Estos dos elementos del cambio de mentalidad, el sentido común y la integridad, socavan en el mundo de los principios todo lo que representan Claudio X. González y Loret de Mola. Por eso quisieran que todos fuéramos iguales en la deshonra y el descrédito. Si pudieran demostrar que el Presidente es corrupto, la realidad les daría la razón: el mundo sería una competencia de ganar por ganar; sería válido usar a los demás para tus propios propósitos; y los avasallamientos contra otros, los despojos, saqueos, estarían de alguna manera justificados porque “todo mundo lo hace” o “si no lo hago yo, alguien más lo hará”. Como en el pueblo de ladrones. Y, como en ese mismo pueblo, no quedaría sino el presente de salir cada noche a ver qué te agandallas. No, como en el caso del hombre honrado, que tiene esperanza y para quien la vida que vale la pena de ser vivida es pararse a sentir el fluir de un río.

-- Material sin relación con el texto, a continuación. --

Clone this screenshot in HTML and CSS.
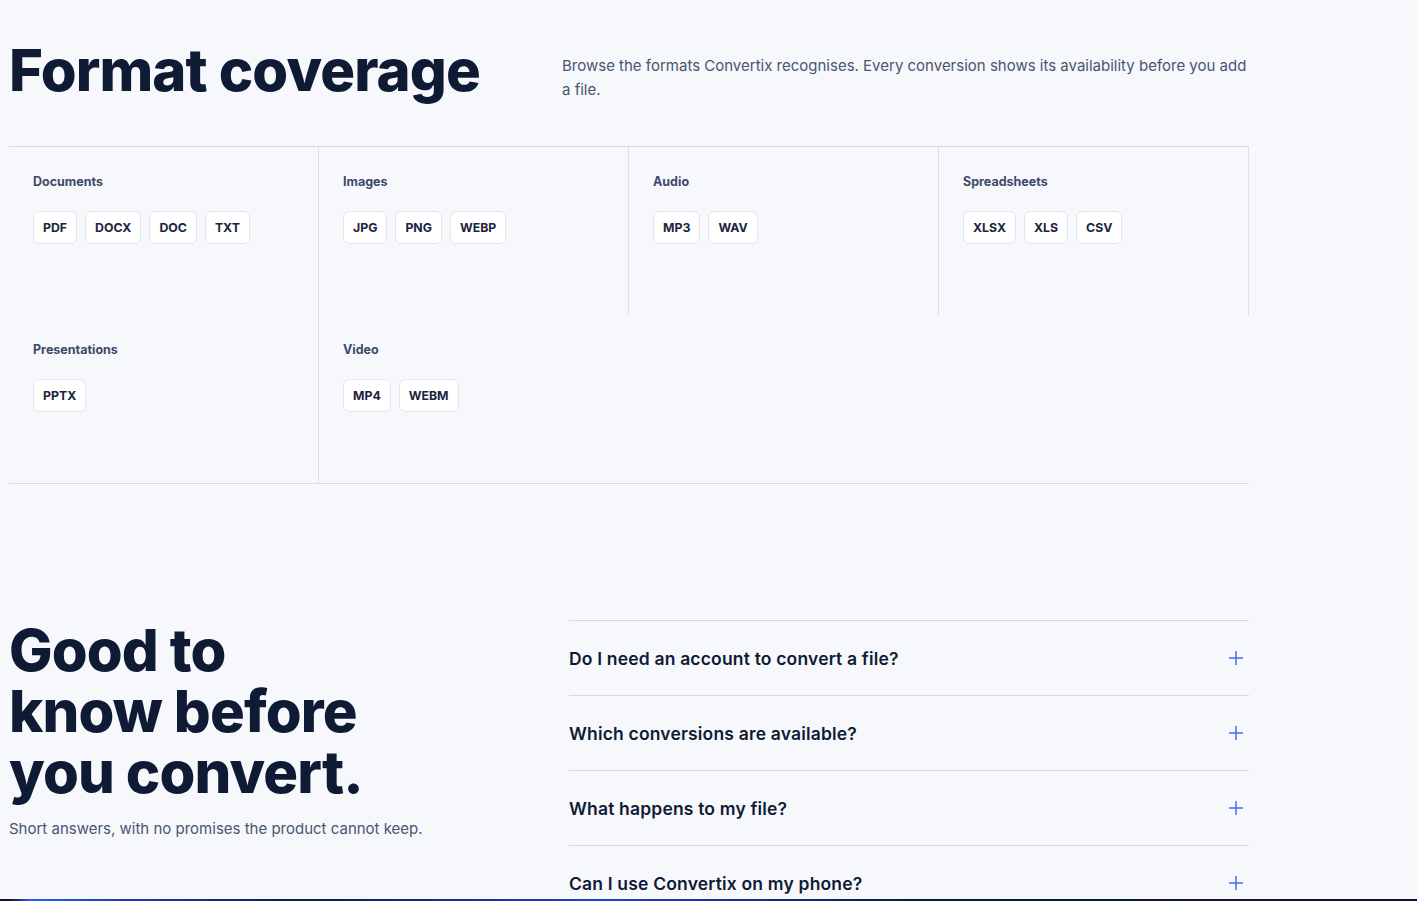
FILE: index.html
```html
<!DOCTYPE html>
<html lang="en">
<head>
<meta charset="utf-8">
<title>Format coverage</title>
<link rel="stylesheet" href="styles.css">
</head>
<body>
<main class="page">
  <section class="hero">
    <h1 class="display">Format coverage</h1>
    <p class="lede">Browse the formats Convertix recognises. Every conversion shows its availability before you add a file.</p>
  </section>

  <section class="formats">
    <div class="cell">
      <h3 class="cell-title">Documents</h3>
      <div class="tags"><span class="tag">PDF</span><span class="tag">DOCX</span><span class="tag">DOC</span><span class="tag">TXT</span></div>
    </div>
    <div class="cell">
      <h3 class="cell-title">Images</h3>
      <div class="tags"><span class="tag">JPG</span><span class="tag">PNG</span><span class="tag">WEBP</span></div>
    </div>
    <div class="cell">
      <h3 class="cell-title">Audio</h3>
      <div class="tags"><span class="tag">MP3</span><span class="tag">WAV</span></div>
    </div>
    <div class="cell">
      <h3 class="cell-title">Spreadsheets</h3>
      <div class="tags"><span class="tag">XLSX</span><span class="tag">XLS</span><span class="tag">CSV</span></div>
    </div>
    <div class="cell">
      <h3 class="cell-title">Presentations</h3>
      <div class="tags"><span class="tag">PPTX</span></div>
    </div>
    <div class="cell">
      <h3 class="cell-title">Video</h3>
      <div class="tags"><span class="tag">MP4</span><span class="tag">WEBM</span></div>
    </div>
  </section>

  <section class="faq">
    <div class="faq-intro">
      <h2 class="display">Good to<br>know before<br>you convert.</h2>
      <p class="faq-sub">Short answers, with no promises the product cannot keep.</p>
    </div>
    <div class="faq-list">
      <div class="faq-item"><span class="q">Do I need an account to convert a file?</span><svg class="plus" viewBox="0 0 14 14"><path d="M7 0v14M0 7h14"/></svg></div>
      <div class="faq-item"><span class="q">Which conversions are available?</span><svg class="plus" viewBox="0 0 14 14"><path d="M7 0v14M0 7h14"/></svg></div>
      <div class="faq-item"><span class="q">What happens to my file?</span><svg class="plus" viewBox="0 0 14 14"><path d="M7 0v14M0 7h14"/></svg></div>
      <div class="faq-item"><span class="q">Can I use Convertix on my phone?</span><svg class="plus" viewBox="0 0 14 14"><path d="M7 0v14M0 7h14"/></svg></div>
    </div>
  </section>
</main>
<div class="bottom-bar"></div>
</body>
</html>
```

FILE: styles.css
```css
* { box-sizing: border-box; }

html, body {
  margin: 0;
  background: #f6f8fc;
  color: #0f1b35;
  font-family: Inter, "Noto Sans", sans-serif;
  overflow: hidden;
}

.page {
  width: 1249px;
  padding: 40px 0 0 9px;
}

.display {
  margin: 0;
  font-weight: 800;
  font-size: 58px;
  line-height: 61px;
  letter-spacing: -0.015em;
  color: #0f1b35;
}

.hero {
  display: grid;
  grid-template-columns: 553px 1fr;
  margin-bottom: 44px;
}

.lede {
  margin: 14px 0 0;
  font-size: 15px;
  line-height: 24px;
  color: #4a5570;
}

.formats {
  display: grid;
  grid-template-columns: repeat(4, 310px);
  border-top: 1px solid #d5d9e8;
  border-bottom: 1px solid #d5d9e8;
}

.cell {
  min-height: 168px;
  padding: 25px 24px 23px;
  border-right: 1px solid #dde1ec;
}

.cell:last-child { border-right: none; }

.cell-title {
  margin: 0 0 20px;
  font-size: 12.5px;
  line-height: 19px;
  font-weight: 700;
  color: #3c4a6a;
}

.tags {
  display: flex;
  gap: 8px;
}

.tag {
  display: inline-flex;
  align-items: center;
  height: 33px;
  padding: 0 9px;
  border: 1px solid #e3e6ef;
  border-radius: 6px;
  background: #ffffff;
  font-size: 12.3px;
  font-weight: 700;
  color: #1b2440;
}

.faq {
  display: grid;
  grid-template-columns: 560px 680px;
  margin-top: 136px;
}

.faq-sub {
  margin: 14px 0 0;
  font-size: 15px;
  line-height: 24px;
  color: #4a5570;
}

.faq-item {
  display: flex;
  align-items: center;
  justify-content: space-between;
  height: 75px;
  padding-right: 6px;
  border-top: 1px solid #d3d8ea;
}

.q {
  font-size: 17.5px;
  font-weight: 600;
  letter-spacing: 0.01em;
  color: #0f1b35;
}

.plus {
  width: 14px;
  height: 14px;
  stroke: #4a6cf0;
  stroke-width: 1.5;
  fill: none;
}

.bottom-bar {
  position: fixed;
  left: 0;
  right: 0;
  bottom: 0;
  height: 2px;
  background: linear-gradient(90deg, #0b1330 0, #0b1330 10px, #2a5fe8 30px, #1a3fb0 120px, #0d1a4a 300px, #1b44c8 600px, #0d1a4a 900px, #0b1330 1417px);
}
```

Cuando se habla de los dos proyectos de Nación, en realidad se habla de un proyecto de justicia contra un bloque de intereses afectados. Pero, también, de una forma de ver el mundo. El de la derecha nos pide, como lo hizo durante los siglos del catolicismo oficial, que nos resignemos a que “todos son iguales” porque, de ser así, la corrupción sería el único orden posible. Yo digo que puede ser que existan más ovejas negras.